Sia Nobuyuki Idei, all’epoca Ceo di Sony, che Kenichi Kuratagi, creatore della Playstation, avevano cercato di convincere Jobs a passare a Cell offrendo in cambio l’accesso a tecnologie chiave di Sony. Ma Steve Jobs avrebbe – secondo le fonti del New York Times – rifiutato l’accordo, sostenendo che il processore Cell è tecnologicamente inferiore alle aspettative di Apple e inadatto all’uso su personal computer.

In sei mesi, con tutta probabilità , Apple ha vissuto un periodo di profonda riflessione e di negoziazioni strategiche di altissimo livello. Intel potrebbe aver giocato la carta della sua offerta verso Apple, rendendola probabilmente molto appetitosa per Steve Jobs, partendo anche da una considerazione per il suo stesso mercato: l’arrivo della nuova generazione di console rende il mercato dei videogiochi sempre più ibridato con quello dell’hub digitale del salotto in mano ai processori Ibm, mentre gli Intel dei media center faticano – così come era successo ai Tablet Pc – a trovare un loro spazio. L’offerta verso Apple nasce probabilmente anche dalla speranza di riacquistare spinta verso il salotto della casa dei consumatori con prodotti che forse sono allo studio congiunto di Apple e Intel.

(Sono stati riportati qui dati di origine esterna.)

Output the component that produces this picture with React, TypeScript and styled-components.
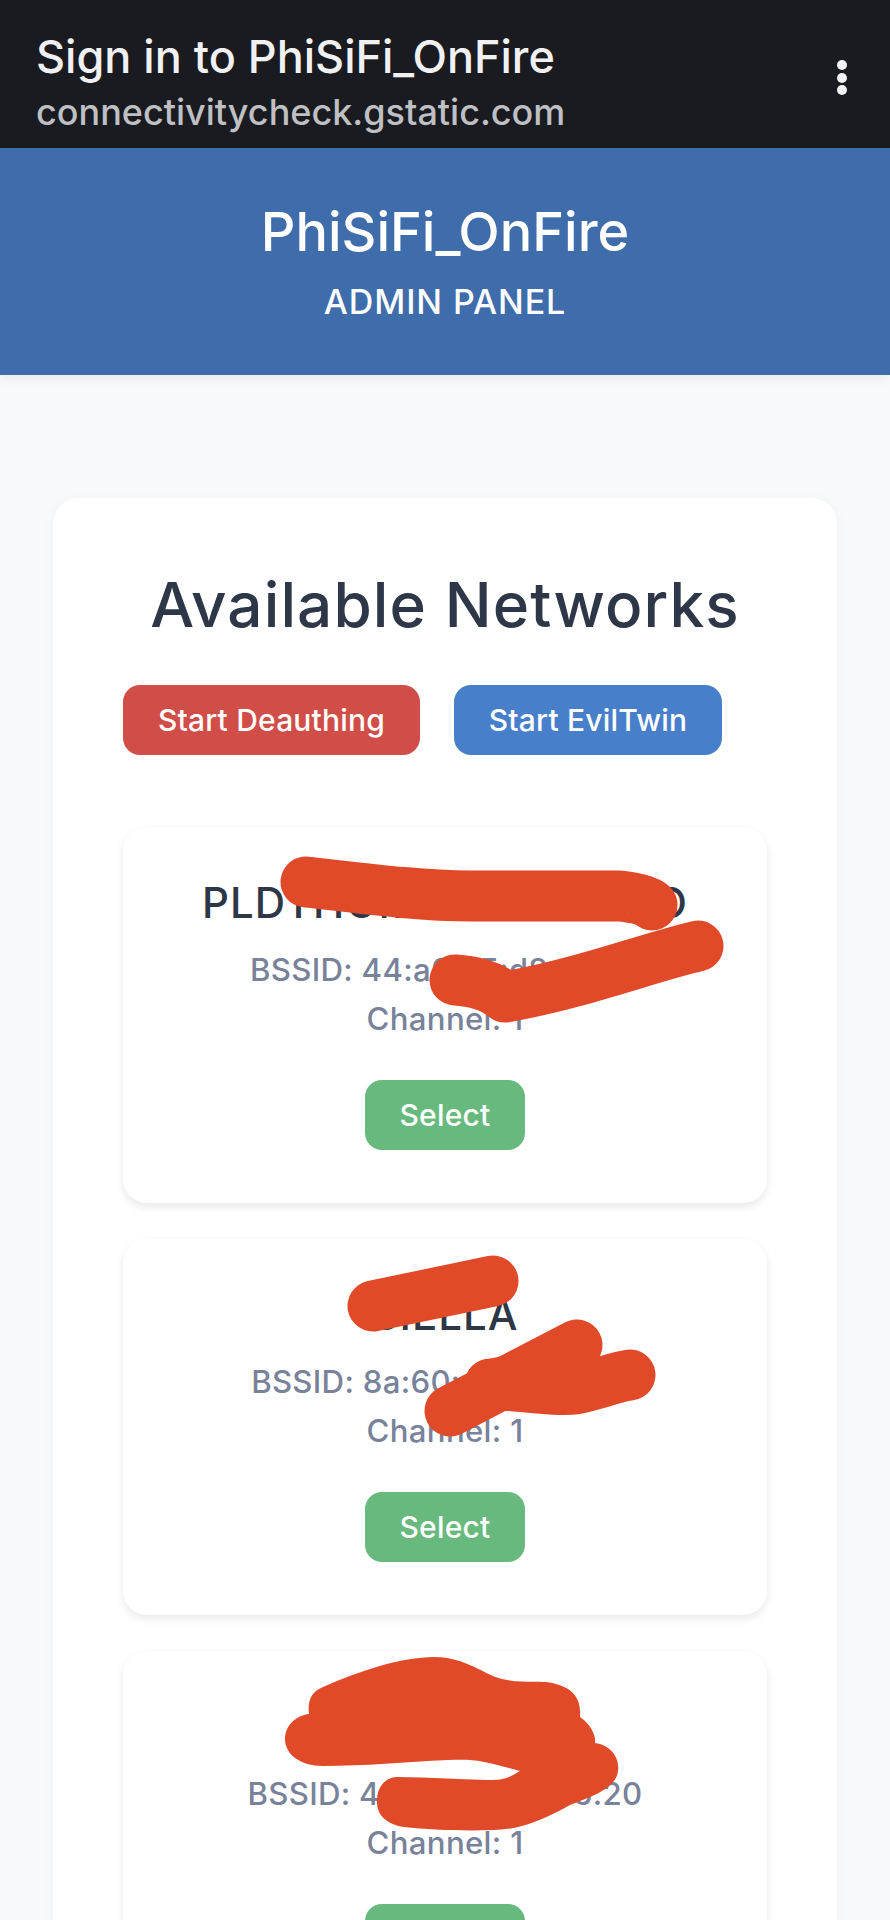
import React from "react";
import styled, { createGlobalStyle } from "styled-components";

const GlobalStyle = createGlobalStyle`
  html, body {
    margin: 0;
    padding: 0;
    background: #f8f9fb;
  }
  * {
    box-sizing: border-box;
  }
`;

const Screen = styled.div`
  height: 1920px;
  overflow: hidden;
  background: #f8f9fb;
  font-family: "Inter", "Liberation Sans", sans-serif;
`;

const BrowserBar = styled.div`
  height: 148px;
  padding: 32px 36px 0;
  display: flex;
  justify-content: space-between;
  background: #1a1b20;
`;

const BrowserText = styled.div`
  display: flex;
  flex-direction: column;
  gap: 8px;
`;

const BrowserTitle = styled.div`
  font-size: 45px;
  line-height: 50px;
  font-weight: 500;
  color: #f1f1f3;
`;

const BrowserUrl = styled.div`
  font-size: 36px;
  line-height: 44px;
  font-weight: 500;
  color: #bfc0c3;
`;

const MenuIcon = styled.svg`
  width: 12px;
  height: 38px;
  margin: 27px 6px 0 0;
  fill: #f4f4f6;
`;

const Banner = styled.header`
  height: 227px;
  padding-top: 54px;
  display: flex;
  flex-direction: column;
  align-items: center;
  background: #3f6cab;
  box-shadow: 0 4px 10px rgba(0, 0, 0, 0.06);
  color: #fff;
`;

const BannerTitle = styled.h1`
  margin: 0;
  font-size: 54px;
  line-height: 60px;
  font-weight: 500;
`;

const BannerSub = styled.div`
  margin-top: 20px;
  font-size: 34px;
  line-height: 40px;
  font-weight: 500;
  letter-spacing: 0.9px;
`;

const Main = styled.main`
  padding: 123px 53px 0;
`;

const Panel = styled.section`
  padding: 69px 70px 60px;
  border-radius: 26px;
  background: #fff;
  box-shadow: 0 2px 14px rgba(0, 0, 0, 0.035);
`;

const PanelTitle = styled.h2`
  margin: 0;
  text-align: center;
  font-size: 62px;
  line-height: 76px;
  font-weight: 500;
  letter-spacing: 1.1px;
  color: #2d3748;
`;

const Actions = styled.div`
  margin-top: 42px;
  display: flex;
  gap: 34px;
`;

const Button = styled.button<{ $color: string; $width: number }>`
  width: ${(p) => p.$width}px;
  height: 70px;
  padding: 0;
  border: 0;
  border-radius: 17px;
  background: ${(p) => p.$color};
  color: #fff;
  font-family: inherit;
  font-size: 30px;
  font-weight: 500;
  letter-spacing: 0.2px;
`;

const NetworkList = styled.div`
  margin-top: 72px;
  display: flex;
  flex-direction: column;
  gap: 36px;
`;

const NetworkCard = styled.article`
  position: relative;
  height: 376px;
  flex: none;
  padding-top: 52px;
  display: flex;
  flex-direction: column;
  align-items: center;
  border-radius: 24px;
  background: #fff;
  box-shadow: 0 4px 8px rgba(0, 0, 0, 0.09);
`;

const NetworkName = styled.h3`
  margin: 0 0 19px;
  font-size: 42px;
  line-height: 48px;
  font-weight: 500;
  letter-spacing: 1px;
  white-space: nowrap;
  color: #2d3748;
`;

const NetworkMeta = styled.div`
  font-size: 31.2px;
  line-height: 49px;
  font-weight: 500;
  letter-spacing: 0.3px;
  white-space: nowrap;
  color: #78829a;
`;

const SelectWrap = styled.div`
  margin-top: 36px;
`;

const Scribble = styled.svg`
  position: absolute;
  inset: 0;
  width: 100%;
  height: 100%;
  overflow: visible;
  pointer-events: none;
`;

const INK = "#e04a29";

const Stroke = styled.path`
  fill: none;
  stroke: ${INK};
  stroke-width: 51;
  stroke-linecap: round;
  stroke-linejoin: round;
`;

const Blot = styled.path`
  fill: ${INK};
`;

type Network = {
  name: string;
  bssid: string;
  top: number;
  strokes: string[];
  blot?: string;
};

const networks: Network[] = [
  {
    name: "PLDTHOMEFIBR5G00O",
    bssid: "44:a0:c5:d8:21:9b",
    top: 828,
    strokes: [
      "M306 883 C360 889 420 897 470 897 L620 897 C640 899 652 904 652 906",
      "M698 947 C650 958 580 985 505 998 C490 985 470 982 455 981",
    ],
  },
  {
    name: "SIELLA",
    bssid: "8a:60:c1:d8:26:9b",
    top: 1240,
    strokes: [
      "M373 1307 L493 1282",
      "M450 1412 L577 1346 C540 1370 505 1385 490 1385 C530 1388 560 1392 575 1390 C600 1385 615 1378 630 1376",
    ],
  },
  {
    name: "Network",
    bssid: "4c:8e:a0:d2:56:20",
    top: 1652,
    strokes: [],
    blot:
      "M323 1688 C360 1672 400 1658 435 1658 C465 1658 485 1676 502 1680 C520 1684 535 1682 546 1683 C568 1686 582 1695 580 1718 C590 1725 596 1735 595 1744 C610 1746 620 1758 618 1772 C616 1790 590 1798 570 1806 C545 1820 520 1831 493 1831 C465 1832 430 1831 404 1828 C385 1825 376 1815 377 1800 C378 1785 388 1778 397 1778 C430 1778 465 1781 493 1781 C505 1781 512 1777 520 1772 C505 1768 495 1765 484 1763 C470 1760 460 1761 448 1761 C405 1763 365 1767 323 1767 C300 1767 285 1755 285 1740 C285 1725 298 1716 309 1715 C307 1700 313 1692 323 1688 Z",
  },
];

export default function App() {
  return (
    <>
      <GlobalStyle />
      <Screen>
        <BrowserBar>
          <BrowserText>
            <BrowserTitle>Sign in to PhiSiFi_OnFire</BrowserTitle>
            <BrowserUrl>connectivitycheck.gstatic.com</BrowserUrl>
          </BrowserText>
          <MenuIcon viewBox="0 0 12 38">
            <circle cx="6" cy="6" r="5" />
            <circle cx="6" cy="19" r="5" />
            <circle cx="6" cy="31" r="5" />
          </MenuIcon>
        </BrowserBar>
        <Banner>
          <BannerTitle>PhiSiFi_OnFire</BannerTitle>
          <BannerSub>ADMIN PANEL</BannerSub>
        </Banner>
        <Main>
          <Panel>
            <PanelTitle>Available Networks</PanelTitle>
            <Actions>
              <Button $color="#d14d47" $width={297}>Start Deauthing</Button>
              <Button $color="#487fca" $width={268}>Start EvilTwin</Button>
            </Actions>
            <NetworkList>
              {networks.map((n) => (
                <NetworkCard key={n.top}>
                  <NetworkName>{n.name}</NetworkName>
                  <NetworkMeta>BSSID: {n.bssid}</NetworkMeta>
                  <NetworkMeta>Channel: 1</NetworkMeta>
                  <SelectWrap>
                    <Button $color="#68b97d" $width={160}>Select</Button>
                  </SelectWrap>
                  <Scribble viewBox={`123 ${n.top} 644 376`}>
                    {n.strokes.map((d) => (
                      <Stroke key={d} d={d} />
                    ))}
                    {n.blot && <Blot d={n.blot} />}
                  </Scribble>
                </NetworkCard>
              ))}
            </NetworkList>
          </Panel>
        </Main>
      </Screen>
    </>
  );
}
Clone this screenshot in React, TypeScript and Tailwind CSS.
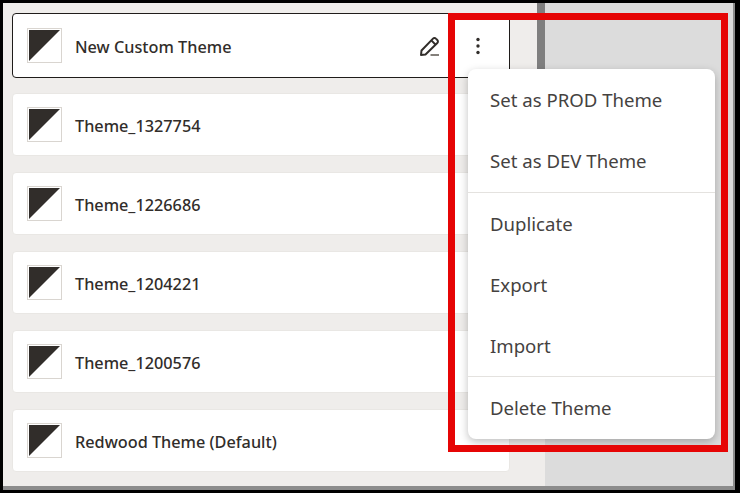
import React from "react";

const themes = ["Theme_1327754", "Theme_1226686", "Theme_1204221", "Theme_1200576", "Redwood Theme (Default)"];

function Thumb() {
  return (
    <svg width="35" height="35" viewBox="0 0 35 35" className="shrink-0">
      <rect x="0.5" y="0.5" width="34" height="34" fill="#fff" stroke="#d9d5d0" />
      <polygon points="2,2 33,2 2,33" fill="#312d2a" />
    </svg>
  );
}

function Pencil() {
  return (
    <svg width="22" height="22" viewBox="0 0 22 22" fill="none" stroke="#312d2a" strokeWidth="2">
      <path d="M2.5 15.5 14 3.6a2 2 0 0 1 2.9 0l1.4 1.4a2 2 0 0 1 0 2.9L6.5 19.5 2 20z" strokeLinejoin="round" />
      <path d="M12.3 5.4l4.4 4.4" />
      <path d="M11.5 20h8.5" stroke="#77726d" strokeWidth="1.8" />
    </svg>
  );
}

function Card({ name, active }: { name: string; active?: boolean }) {
  return (
    <div
      className={
        active
          ? "-mb-px flex h-[65px] items-center rounded-[4px] border border-[#1f1c1a] bg-white pl-[14px] pr-[29px]"
          : "flex h-[63px] items-center rounded-[4px] border border-[#e9e7e4] bg-white pl-[14px] pr-[29px]"
      }
    >
      <Thumb />
      <span className="ml-[13px] pt-[4px] text-[16.25px] font-medium text-[#312d2a]">{name}</span>
      {active && (
        <div className="ml-auto flex items-center gap-[35px]">
          <Pencil />
          <svg width="4" height="18" viewBox="0 0 4 18" fill="#312d2a">
            <circle cx="2" cy="2.5" r="1.7" />
            <circle cx="2" cy="9" r="1.7" />
            <circle cx="2" cy="15.5" r="1.7" />
          </svg>
        </div>
      )}
    </div>
  );
}

function MenuItem({ label, last, top }: { label: string; last?: boolean; top?: boolean }) {
  return (
    <div
      className={
        last
          ? "flex h-[62px] items-center pl-[22px] text-[18.6px] text-[#45423f]"
          : top
            ? "flex h-[61px] items-center pb-[2px] pl-[22px] text-[18.6px] text-[#45423f]"
            : "flex h-[61px] items-center pl-[22px] text-[18.6px] text-[#45423f]"
      }
    >
      {label}
    </div>
  );
}

export default function App() {
  return (
    <div className="relative h-[493px] w-[740px] overflow-hidden bg-black pb-[3px] pl-[3px] pr-[5px] pt-[3px] font-['Noto_Sans',sans-serif]">
      <div className="flex h-full bg-[#8c8c8c] pb-[4px] pr-[2px]">
        <div className="w-[542px] shrink-0 bg-[#efedeb] pl-[9px] pr-[35px] pt-[10px]">
          <div className="flex flex-col gap-[16px]">
            <Card name="New Custom Theme" active />
            {themes.map((t) => (
              <Card key={t} name={t} />
            ))}
          </div>
        </div>
        <div className="flex-1 bg-[#dcdcdc]" />
      </div>

      <div className="absolute left-[537px] top-[3px] h-[200px] w-[8px] bg-[#7f7f7f]" />

      <div className="absolute left-[468px] top-[69px] w-[247px] rounded-[8px] bg-white pt-px shadow-[0_3px_8px_rgba(0,0,0,0.25)]">
        <MenuItem label="Set as PROD Theme" top />
        <MenuItem label="Set as DEV Theme" top />
        <div className="h-px bg-[#e4e2df]" />
        <MenuItem label="Duplicate" />
        <MenuItem label="Export" />
        <MenuItem label="Import" />
        <div className="h-px bg-[#e4e2df]" />
        <MenuItem label="Delete Theme" last />
      </div>

      <div className="pointer-events-none absolute left-[448px] top-[13px] h-[439px] w-[280px] border-[7px] border-[#e60505]" />
    </div>
  );
}
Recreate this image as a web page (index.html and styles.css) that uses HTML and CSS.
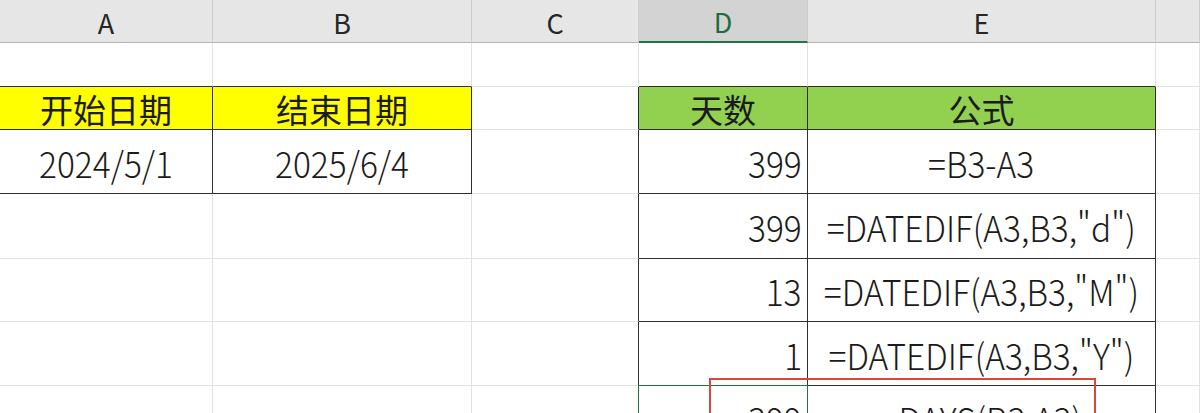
FILE: index.html
```html
<!DOCTYPE html>
<html lang="zh-CN">
<head>
<meta charset="utf-8">
<title>日期差计算</title>
<link rel="stylesheet" href="styles.css">
</head>
<body>
<div class="sheet">
  <div class="grid">
    <div class="cell hd">A</div>
    <div class="cell hd">B</div>
    <div class="cell hd">C</div>
    <div class="cell hd hd-sel">D</div>
    <div class="cell hd">E</div>
    <div class="cell hd"></div>

    <div class="cell db"></div>
    <div class="cell db"></div>
    <div class="cell"></div>
    <div class="cell db"></div>
    <div class="cell db"></div>
    <div class="cell"></div>

    <div class="cell yellow dr db cjk">开始日期</div>
    <div class="cell yellow dr db cjk">结束日期</div>
    <div class="cell dr"></div>
    <div class="cell green dr db cjk">天数</div>
    <div class="cell green dr db cjk">公式</div>
    <div class="cell"></div>

    <div class="cell dr db val"><span class="t">2024/5/1</span></div>
    <div class="cell dr db val"><span class="t">2025/6/4</span></div>
    <div class="cell dr"></div>
    <div class="cell dr db val num"><span class="t">399</span></div>
    <div class="cell dr db val"><span class="t">=B3-A3</span></div>
    <div class="cell"></div>

    <div class="cell"></div>
    <div class="cell"></div>
    <div class="cell dr"></div>
    <div class="cell dr db val num"><span class="t">399</span></div>
    <div class="cell dr db val"><span class="t">=DATEDIF(A3,B3,"d")</span></div>
    <div class="cell"></div>

    <div class="cell"></div>
    <div class="cell"></div>
    <div class="cell dr"></div>
    <div class="cell dr db val num"><span class="t">13</span></div>
    <div class="cell dr db val"><span class="t">=DATEDIF(A3,B3,"M")</span></div>
    <div class="cell"></div>

    <div class="cell"></div>
    <div class="cell"></div>
    <div class="cell dr"></div>
    <div class="cell dr db val num"><span class="t">1</span></div>
    <div class="cell dr db val"><span class="t">=DATEDIF(A3,B3,"Y")</span></div>
    <div class="cell"></div>

    <div class="cell"></div>
    <div class="cell"></div>
    <div class="cell dr"></div>
    <div class="cell dr val num selected"><span class="t">399</span></div>
    <div class="cell dr val"><span class="t">=DAYS(B3,A3)</span></div>
    <div class="cell"></div>
  </div>
  <div class="mark"></div>
</div>
</body>
</html>
```
FILE: styles.css
```css
* { box-sizing: border-box; }
html, body {
  margin: 0;
  padding: 0;
  background: #ffffff;
  overflow: hidden;
}
body {
  width: 1200px;
  height: 413px;
  font-family: "Noto Sans CJK SC", "Noto Sans", sans-serif;
  color: #1b1b1b;
}
.sheet {
  position: relative;
  width: 1200px;
  height: 413px;
  overflow: hidden;
}
.grid {
  display: grid;
  grid-template-columns: 213px 259px 167px 169px 348px 44px;
  grid-template-rows: 43px 44px 43px 64px 65px 63px 64px 64px;
}
.cell {
  display: flex;
  align-items: center;
  justify-content: center;
  border-right: 1px solid #e2e2e2;
  border-bottom: 1px solid #e2e2e2;
  white-space: nowrap;
  overflow: visible;
}
.hd {
  background: #e6e6e6;
  border-right: 1px solid #cdcdcd;
  border-bottom: 1px solid #b4b4b4;
  font-size: 27px;
  color: #262626;
  padding-top: 2px;
}
.hd-sel {
  background: #d3d3d3;
  color: #1e6b3f;
  border-bottom: 2px solid #217346;
}
.dr { border-right-color: #2f2f2f; }
.db { border-bottom-color: #2f2f2f; }
.yellow { background: #ffff00; }
.green { background: #92d050; }
.cjk {
  font-size: 33px;
  padding-top: 2px;
}
.val {
  font-size: 36px;
  font-weight: 300;
}
.t {
  display: inline-block;
  transform: scaleX(0.93);
  transform-origin: center;
}
.num {
  justify-content: flex-end;
  padding-right: 5px;
}
.num .t {
  transform-origin: right center;
}
.selected {
  position: relative;
}
.selected::after {
  content: "";
  position: absolute;
  left: -1px;
  top: -1px;
  right: -1px;
  bottom: -1px;
  border: 1px solid #217346;
}
.mark {
  position: absolute;
  left: 709px;
  top: 378px;
  width: 387px;
  height: 70px;
  border: 2px solid #d9463f;
}
```
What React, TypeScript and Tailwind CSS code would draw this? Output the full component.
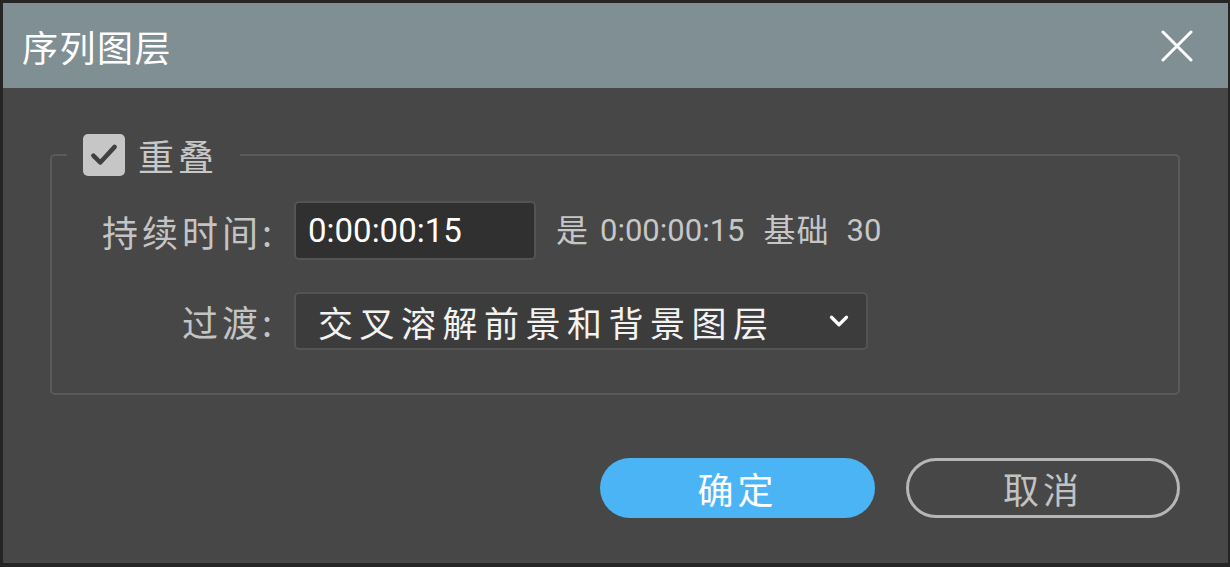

E’ certo, tuttavia, che il maggior nodo che rimane allo scoperto dopo l’accordo con Intel rimane quello della transizione non tanto verso una nuova architettura quanto verso una generazione di processori a 64 bit. A meno di sorprese, infatti, la roadmap di Intel in questo settore è ancora abbastanza indietro rispetto a quella, per esempio, di Amd. Le architetture Ia64 pure per Centrino (portatili) e desktop non lasciano sperare alcuna novità  per i prossimi 18 mesi, mentre la gestione dei set di istruzioni estesi Ia32 a compatibilità  64 bit è ancora indietro a quanto raggiunto sinora da Ibm. I due anni di transizione previsti da Jobs sono probabilmente da leggere anche in questo senso.